The intention of this Realist misappropriation of a philosophical principle is intended to explain why nations should free to act as they choose is mistaken. Besides, it is not always necessary for the United Nations to act – often its mere presence is enough to provide some order to the chaos which characterises international relations if left untouched. That states nearly always seek UN approval before acting is demonstrative of the significant moral authority held by the institution in spite of its apparent shortcomings. Whereas Realism denounces intergovernmental organisations as worthless because states are self-interested and therefore incapable of working together in an anarchic world order, the United Nations routinely prevents the full (and hugely damaging) effects of this self-interest from being realised.
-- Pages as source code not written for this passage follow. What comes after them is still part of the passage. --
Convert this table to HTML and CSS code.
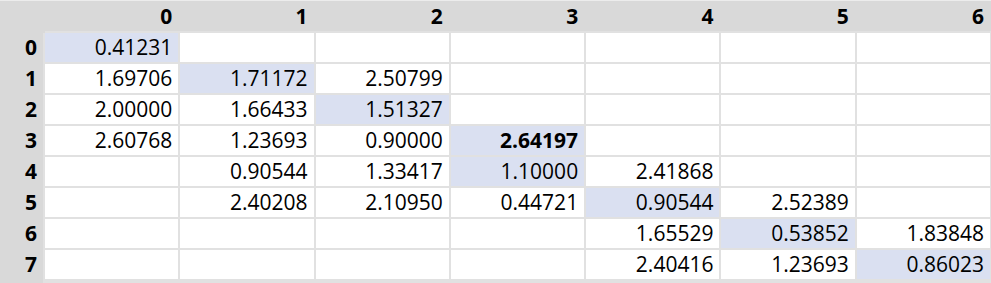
FILE: index.html
```html
<!DOCTYPE html>
<html>
<head>
<meta charset="utf-8">
<link rel="stylesheet" href="styles.css">
</head>
<body>
<div class="sheet">
  <div class="corner"></div>
  <div class="colhead">0</div><div class="colhead">1</div><div class="colhead">2</div><div class="colhead">3</div><div class="colhead">4</div><div class="colhead">5</div><div class="colhead">6</div>

  <div class="rowhead">0</div>
  <div class="cell hl">0.41231</div><div class="cell"></div><div class="cell"></div><div class="cell"></div><div class="cell"></div><div class="cell"></div><div class="cell"></div>

  <div class="rowhead">1</div>
  <div class="cell">1.69706</div><div class="cell hl">1.71172</div><div class="cell">2.50799</div><div class="cell"></div><div class="cell"></div><div class="cell"></div><div class="cell"></div>

  <div class="rowhead">2</div>
  <div class="cell">2.00000</div><div class="cell">1.66433</div><div class="cell hl">1.51327</div><div class="cell"></div><div class="cell"></div><div class="cell"></div><div class="cell"></div>

  <div class="rowhead">3</div>
  <div class="cell">2.60768</div><div class="cell">1.23693</div><div class="cell">0.90000</div><div class="cell hl bold">2.64197</div><div class="cell"></div><div class="cell"></div><div class="cell"></div>

  <div class="rowhead">4</div>
  <div class="cell"></div><div class="cell">0.90544</div><div class="cell">1.33417</div><div class="cell hl">1.10000</div><div class="cell">2.41868</div><div class="cell"></div><div class="cell"></div>

  <div class="rowhead">5</div>
  <div class="cell"></div><div class="cell">2.40208</div><div class="cell">2.10950</div><div class="cell">0.44721</div><div class="cell hl">0.90544</div><div class="cell">2.52389</div><div class="cell"></div>

  <div class="rowhead">6</div>
  <div class="cell"></div><div class="cell"></div><div class="cell"></div><div class="cell"></div><div class="cell">1.65529</div><div class="cell hl">0.53852</div><div class="cell">1.83848</div>

  <div class="rowhead last">7</div>
  <div class="cell"></div><div class="cell"></div><div class="cell"></div><div class="cell"></div><div class="cell">2.40416</div><div class="cell">1.23693</div><div class="cell hl">0.86023</div>
</div>
</body>
</html>
```

FILE: styles.css
```css
html, body {
  margin: 0;
  padding: 0;
  background: #e1e1e1;
}

.sheet {
  width: 991px;
  height: 283px;
  box-sizing: border-box;
  display: grid;
  grid-template-columns: 43px repeat(7, 1fr);
  grid-template-rows: 30px repeat(8, 29px);
  column-gap: 2px;
  row-gap: 2px;
  padding: 0 1px 4px 0;
  border-top: 1px solid #ececec;
  background: #e1e1e1;
  font-family: "Open Sans", "Noto Sans", sans-serif;
  font-size: 21px;
  color: #000;
}

.corner,
.colhead,
.rowhead {
  background: #d9d9d9;
  font-weight: 700;
  text-align: right;
  padding-right: 6px;
}

.corner {
  box-shadow: 2px 0 0 #d9d9d9, 0 2px 0 #d9d9d9, 2px 2px 0 #d9d9d9;
}

.colhead {
  line-height: 30px;
  box-shadow: 2px 0 0 #d9d9d9;
}

.colhead:nth-child(8) {
  box-shadow: 1px 0 0 #d9d9d9;
}

.rowhead {
  line-height: 29px;
  box-shadow: 0 2px 0 #d9d9d9;
}

.rowhead.last {
  box-shadow: 0 4px 0 #d9d9d9;
}

.cell {
  background: #ffffff;
  line-height: 29px;
  text-align: right;
  padding-right: 6px;
}

.cell.hl {
  background: #dae0f1;
}

.cell.bold {
  font-weight: 700;
}
```
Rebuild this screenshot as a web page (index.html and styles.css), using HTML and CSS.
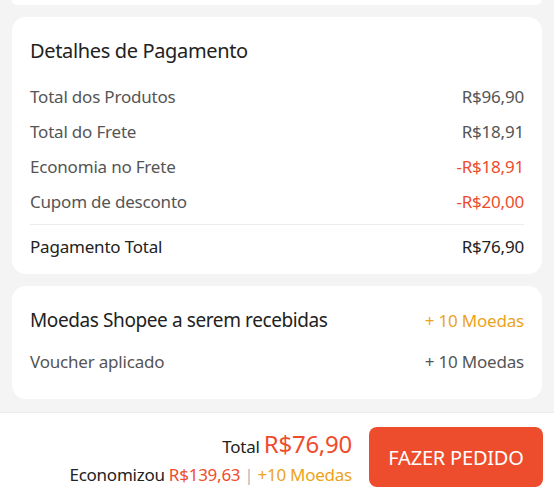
FILE: index.html
```html
<!DOCTYPE html>
<html lang="pt-BR">
<head>
<meta charset="utf-8">
<title>Detalhes de Pagamento</title>
<link rel="stylesheet" href="styles.css">
</head>
<body>
<div class="page">
  <div class="card card-stub"></div>

  <section class="card">
    <h2 class="card-title">Detalhes de Pagamento</h2>
    <div class="rows">
      <div class="row"><span>Total dos Produtos</span><span>R$96,90</span></div>
      <div class="row"><span>Total do Frete</span><span>R$18,91</span></div>
      <div class="row"><span>Economia no Frete</span><span class="red">-R$18,91</span></div>
      <div class="row"><span>Cupom de desconto</span><span class="red">-R$20,00</span></div>
    </div>
    <div class="divider"></div>
    <div class="row row-total"><span>Pagamento Total</span><span>R$76,90</span></div>
  </section>

  <section class="card card-coins">
    <div class="title-row">
      <h2 class="card-title coins-title">Moedas Shopee a serem recebidas</h2>
      <span class="orange coins-val">+ 10 Moedas</span>
    </div>
    <div class="row row-voucher"><span>Voucher aplicado</span><span>+ 10 Moedas</span></div>
  </section>
</div>

<footer class="bar">
  <div class="summary">
    <div class="sum-total"><span class="lbl">Total</span> <span class="big red">R$76,90</span></div>
    <div class="sum-save"><span class="lbl">Economizou</span> <span class="red">R$139,63</span><span class="sep">|</span><span class="orange">+10 Moedas</span></div>
  </div>
  <button class="order-btn">FAZER PEDIDO</button>
</footer>
</body>
</html>
```

FILE: styles.css
```css
* { box-sizing: border-box; }
html, body { margin: 0; padding: 0; }
body {
  background: #f4f4f4;
  font-family: "Noto Sans", "Open Sans", sans-serif;
  color: #222;
  width: 554px;
  height: 500px;
  overflow: hidden;
}
.page {
  padding: 0 12px;
  height: 412px;
}
.card {
  background: #fff;
  border-radius: 14px;
  padding: 20px 18px 10px 18px;
  margin-top: 12px;
}
.card-stub {
  height: 5px;
  margin-top: 0;
  padding: 0;
  border-radius: 0 0 8px 8px;
}
.card-title {
  margin: 0;
  font-size: 20px;
  font-weight: 400;
  line-height: 28px;
  letter-spacing: -0.35px;
  color: #222;
}
.coins-title {
  font-size: 19px;
  letter-spacing: -0.4px;
}
.rows { margin-top: 14px; }
.row {
  display: flex;
  justify-content: space-between;
  align-items: center;
  height: 35px;
  font-size: 17px;
  letter-spacing: -0.2px;
  color: #555;
}
.divider {
  border-top: 1px solid #ececec;
  margin: 5px 0 4px;
}
.row-total { color: #222; }
.red { color: #ee4d2d; }
.orange { color: #eda31c; }
.card-coins {
  padding-bottom: 20px;
}
.title-row {
  display: flex;
  justify-content: space-between;
  align-items: center;
}
.coins-val { font-size: 17px; letter-spacing: -0.2px; }
.row-voucher { margin-top: 10px; }
.bar {
  background: #fff;
  border-top: 1px solid #ececec;
  height: 88px;
  display: flex;
  justify-content: flex-end;
  align-items: flex-start;
  padding: 14px 11px 0 0;
  gap: 17px;
}
.summary {
  text-align: right;
  padding-top: 2px;
  letter-spacing: -0.25px;
}
.sum-total {
  font-size: 17px;
  line-height: 30px;
  color: #222;
}
.big { font-size: 24px; }
.sum-save {
  font-size: 17px;
  line-height: 26px;
  color: #222;
}
.sep {
  color: #b5b5b5;
  margin: 0 4px;
}
.order-btn {
  width: 174px;
  height: 60px;
  border: none;
  border-radius: 8px;
  background: #ee4d2d;
  color: #fff;
  font-family: inherit;
  font-size: 20px;
  letter-spacing: -0.2px;
  padding: 0;
}
```
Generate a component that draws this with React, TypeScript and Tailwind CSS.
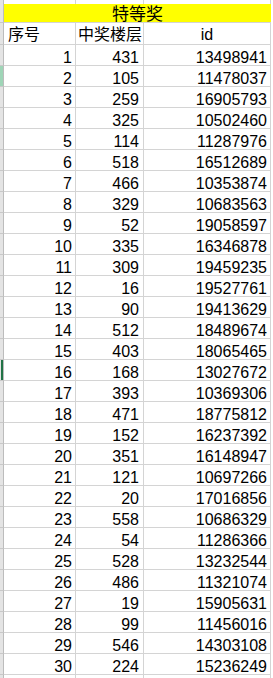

But where does this all leave Syria?
If the United Nations ceased to exist, this moral authority would partition amongst those nation states with the largest militaries and the greatest political sway; in the absence of a common conception of ‘good’ upheld by signatories to a common charter, these nations would be far more ready to act unilaterally and in their own interest. The threat of co-ordinated sanctions or, in some cases, direct intervention, is precisely what forces nations to adhere (at least to some extent) to international norms. If the West were to intervene in Syria without UN approval, they could hardly admonish Iran if it chooses to do so as well. China and Russia’s vetoes are regrettable, and certainly expose the frustrating impotency of intergovernmental organisations when urgency is truly required, but the consequences of a world without the United Nations represent a far more worrying proposition. An Arab League resolution would not represent anything near as effective as one with the backing of the entire world, but it is perhaps the best the Syrians can hope for.